◆ **EXERCISE DESCRIPTION**
Type out the data exactly as given. Skip any image.

◆ **DATA FOR THIS TASK**

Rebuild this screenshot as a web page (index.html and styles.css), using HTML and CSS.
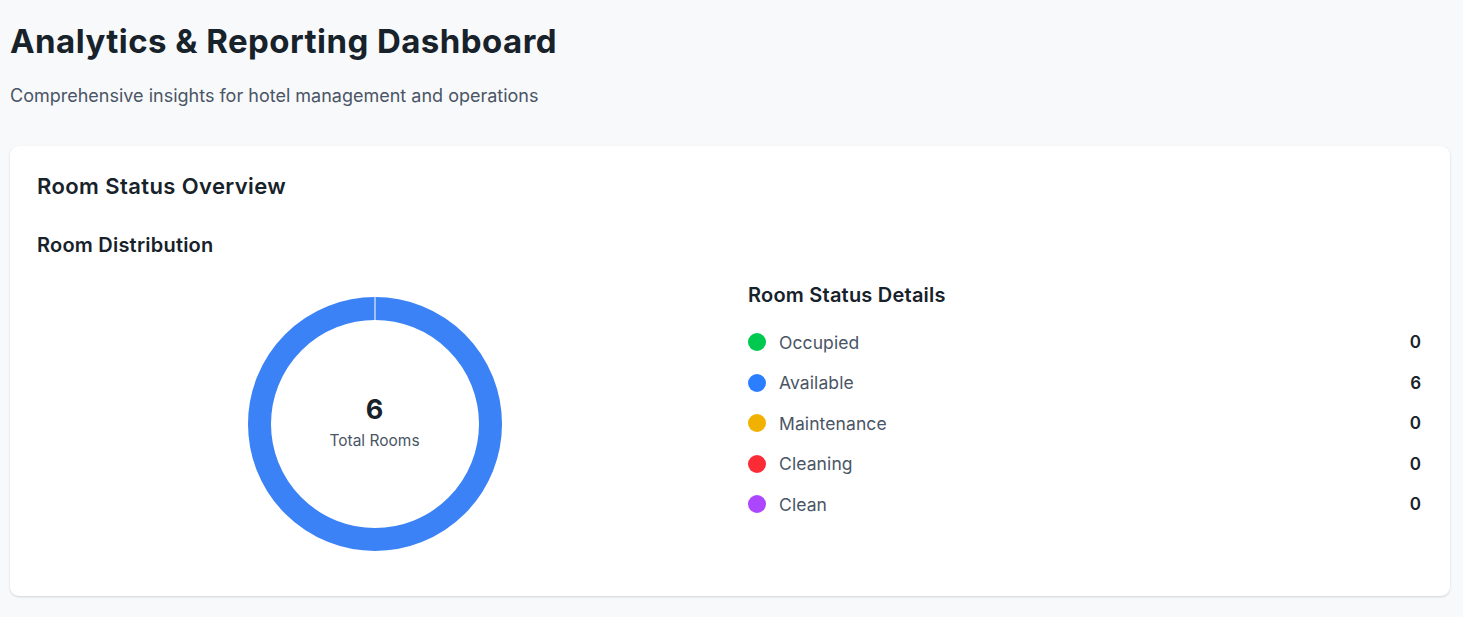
FILE: index.html
```html
<!DOCTYPE html>
<html lang="en">
<head>
<meta charset="utf-8">
<title>Analytics &amp; Reporting Dashboard</title>
<link rel="stylesheet" href="styles.css">
</head>
<body>
<main class="page">
  <header class="page-header">
    <h1 class="page-title">Analytics &amp; Reporting Dashboard</h1>
    <p class="page-subtitle">Comprehensive insights for hotel management and operations</p>
  </header>

  <section class="card">
    <h2 class="card-title">Room Status Overview</h2>
    <div class="card-grid">
      <div class="dist">
        <h3 class="section-title">Room Distribution</h3>
        <div class="chart">
          <svg class="donut" width="256" height="256" viewBox="0 0 256 256" aria-hidden="true">
            <circle cx="128" cy="128" r="115.5" fill="none" stroke="#3b82f6" stroke-width="23"/>
            <line x1="128" y1="0" x2="128" y2="25" stroke="#ffffff" stroke-width="1"/>
          </svg>
          <div class="chart-center">
            <div class="chart-value">6</div>
            <div class="chart-label">Total Rooms</div>
          </div>
        </div>
      </div>
      <div class="details">
        <h3 class="section-title">Room Status Details</h3>
        <ul class="status-list">
          <li class="status-row"><span class="dot dot-green"></span><span class="status-name">Occupied</span><span class="status-count">0</span></li>
          <li class="status-row"><span class="dot dot-blue"></span><span class="status-name">Available</span><span class="status-count">6</span></li>
          <li class="status-row"><span class="dot dot-amber"></span><span class="status-name">Maintenance</span><span class="status-count">0</span></li>
          <li class="status-row"><span class="dot dot-red"></span><span class="status-name">Cleaning</span><span class="status-count">0</span></li>
          <li class="status-row"><span class="dot dot-purple"></span><span class="status-name">Clean</span><span class="status-count">0</span></li>
        </ul>
      </div>
    </div>
  </section>
</main>
</body>
</html>
```

FILE: styles.css
```css
* { box-sizing: border-box; }

html, body {
  margin: 0;
  padding: 0;
  background: #f8f9fb;
}

body {
  font-family: Inter, "Noto Sans", "Liberation Sans", sans-serif;
  color: #1a2328;
}

.page {
  padding: 21px 13px 20px 10px;
}

.page-header {
  margin-bottom: 38px;
}

.page-title {
  margin: 0;
  font-size: 33px;
  line-height: 40px;
  font-weight: 700;
  color: #17222a;
  letter-spacing: 0.45px;
}

.page-subtitle {
  margin: 23px 0 0;
  font-size: 18px;
  line-height: 24px;
  color: #4a5565;
}

.card {
  background: #ffffff;
  border-radius: 9px;
  box-shadow: 0 1px 3px rgba(0, 0, 0, 0.1), 0 1px 2px rgba(0, 0, 0, 0.06);
  padding: 26px 27px 22px;
}

.card-title {
  margin: 0;
  font-size: 22px;
  line-height: 28px;
  font-weight: 600;
  color: #17222a;
  letter-spacing: 0.4px;
}

.card-grid {
  display: grid;
  grid-template-columns: 1fr 1fr;
  column-gap: 36px;
  margin-top: 32px;
}

.section-title {
  margin: 0;
  font-size: 20px;
  line-height: 26px;
  font-weight: 600;
  color: #17222a;
  letter-spacing: 0.22px;
}

.chart {
  position: relative;
  height: 300px;
  margin-top: 16px;
  display: flex;
  align-items: center;
  justify-content: center;
}

.donut { display: block; }

.chart-center {
  position: absolute;
  inset: 0;
  display: flex;
  flex-direction: column;
  align-items: center;
  justify-content: center;
}

.chart-value {
  font-size: 27px;
  line-height: 30px;
  font-weight: 700;
  color: #17222a;
}

.chart-label {
  margin-top: 4px;
  font-size: 15.5px;
  line-height: 24px;
  color: #4a5565;
}

.details {
  padding-top: 50px;
}

.status-list {
  list-style: none;
  margin: 22px 0 0;
  padding: 0;
  display: flex;
  flex-direction: column;
  gap: 16.5px;
}

.status-row {
  display: flex;
  align-items: center;
  height: 24px;
}

.dot {
  width: 18px;
  height: 18px;
  border-radius: 50%;
  flex: none;
  margin-right: 13px;
}

.dot-green { background: #00c950; }
.dot-blue { background: #2b7fff; }
.dot-amber { background: #f0b100; }
.dot-red { background: #fb2c36; }
.dot-purple { background: #ad46ff; }

.status-name {
  flex: 1;
  font-size: 17.5px;
  letter-spacing: 0.1px;
  color: #4a5565;
}

.status-count {
  font-size: 17px;
  font-weight: 600;
  color: #17222a;
  padding-right: 2px;
}
```
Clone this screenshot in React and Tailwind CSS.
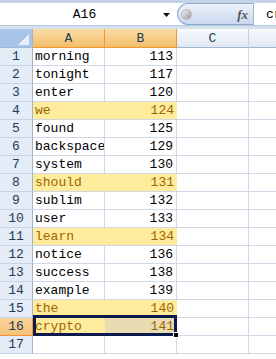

◆ **SOLUTION BELOW**
Rebuild this screenshot as a web page (index.html and styles.css), using HTML and CSS.
FILE: index.html
```html
<!DOCTYPE html>
<html lang="en">
<head>
<meta charset="utf-8">
<title>Analytics &amp; Reporting Dashboard</title>
<link rel="stylesheet" href="styles.css">
</head>
<body>
<main class="page">
  <header class="page-header">
    <h1 class="page-title">Analytics &amp; Reporting Dashboard</h1>
    <p class="page-subtitle">Comprehensive insights for hotel management and operations</p>
  </header>

  <section class="card">
    <h2 class="card-title">Room Status Overview</h2>
    <div class="card-grid">
      <div class="dist">
        <h3 class="section-title">Room Distribution</h3>
        <div class="chart">
          <svg class="donut" width="256" height="256" viewBox="0 0 256 256" aria-hidden="true">
            <circle cx="128" cy="128" r="115.5" fill="none" stroke="#3b82f6" stroke-width="23"/>
            <line x1="128" y1="0" x2="128" y2="25" stroke="#ffffff" stroke-width="1"/>
          </svg>
          <div class="chart-center">
            <div class="chart-value">6</div>
            <div class="chart-label">Total Rooms</div>
          </div>
        </div>
      </div>
      <div class="details">
        <h3 class="section-title">Room Status Details</h3>
        <ul class="status-list">
          <li class="status-row"><span class="dot dot-green"></span><span class="status-name">Occupied</span><span class="status-count">0</span></li>
          <li class="status-row"><span class="dot dot-blue"></span><span class="status-name">Available</span><span class="status-count">6</span></li>
          <li class="status-row"><span class="dot dot-amber"></span><span class="status-name">Maintenance</span><span class="status-count">0</span></li>
          <li class="status-row"><span class="dot dot-red"></span><span class="status-name">Cleaning</span><span class="status-count">0</span></li>
          <li class="status-row"><span class="dot dot-purple"></span><span class="status-name">Clean</span><span class="status-count">0</span></li>
        </ul>
      </div>
    </div>
  </section>
</main>
</body>
</html>
```

FILE: styles.css
```css
* { box-sizing: border-box; }

html, body {
  margin: 0;
  padding: 0;
  background: #f8f9fb;
}

body {
  font-family: Inter, "Noto Sans", "Liberation Sans", sans-serif;
  color: #1a2328;
}

.page {
  padding: 21px 13px 20px 10px;
}

.page-header {
  margin-bottom: 38px;
}

.page-title {
  margin: 0;
  font-size: 33px;
  line-height: 40px;
  font-weight: 700;
  color: #17222a;
  letter-spacing: 0.45px;
}

.page-subtitle {
  margin: 23px 0 0;
  font-size: 18px;
  line-height: 24px;
  color: #4a5565;
}

.card {
  background: #ffffff;
  border-radius: 9px;
  box-shadow: 0 1px 3px rgba(0, 0, 0, 0.1), 0 1px 2px rgba(0, 0, 0, 0.06);
  padding: 26px 27px 22px;
}

.card-title {
  margin: 0;
  font-size: 22px;
  line-height: 28px;
  font-weight: 600;
  color: #17222a;
  letter-spacing: 0.4px;
}

.card-grid {
  display: grid;
  grid-template-columns: 1fr 1fr;
  column-gap: 36px;
  margin-top: 32px;
}

.section-title {
  margin: 0;
  font-size: 20px;
  line-height: 26px;
  font-weight: 600;
  color: #17222a;
  letter-spacing: 0.22px;
}

.chart {
  position: relative;
  height: 300px;
  margin-top: 16px;
  display: flex;
  align-items: center;
  justify-content: center;
}

.donut { display: block; }

.chart-center {
  position: absolute;
  inset: 0;
  display: flex;
  flex-direction: column;
  align-items: center;
  justify-content: center;
}

.chart-value {
  font-size: 27px;
  line-height: 30px;
  font-weight: 700;
  color: #17222a;
}

.chart-label {
  margin-top: 4px;
  font-size: 15.5px;
  line-height: 24px;
  color: #4a5565;
}

.details {
  padding-top: 50px;
}

.status-list {
  list-style: none;
  margin: 22px 0 0;
  padding: 0;
  display: flex;
  flex-direction: column;
  gap: 16.5px;
}

.status-row {
  display: flex;
  align-items: center;
  height: 24px;
}

.dot {
  width: 18px;
  height: 18px;
  border-radius: 50%;
  flex: none;
  margin-right: 13px;
}

.dot-green { background: #00c950; }
.dot-blue { background: #2b7fff; }
.dot-amber { background: #f0b100; }
.dot-red { background: #fb2c36; }
.dot-purple { background: #ad46ff; }

.status-name {
  flex: 1;
  font-size: 17.5px;
  letter-spacing: 0.1px;
  color: #4a5565;
}

.status-count {
  font-size: 17px;
  font-weight: 600;
  color: #17222a;
  padding-right: 2px;
}
```
Clone this screenshot in React and Tailwind CSS.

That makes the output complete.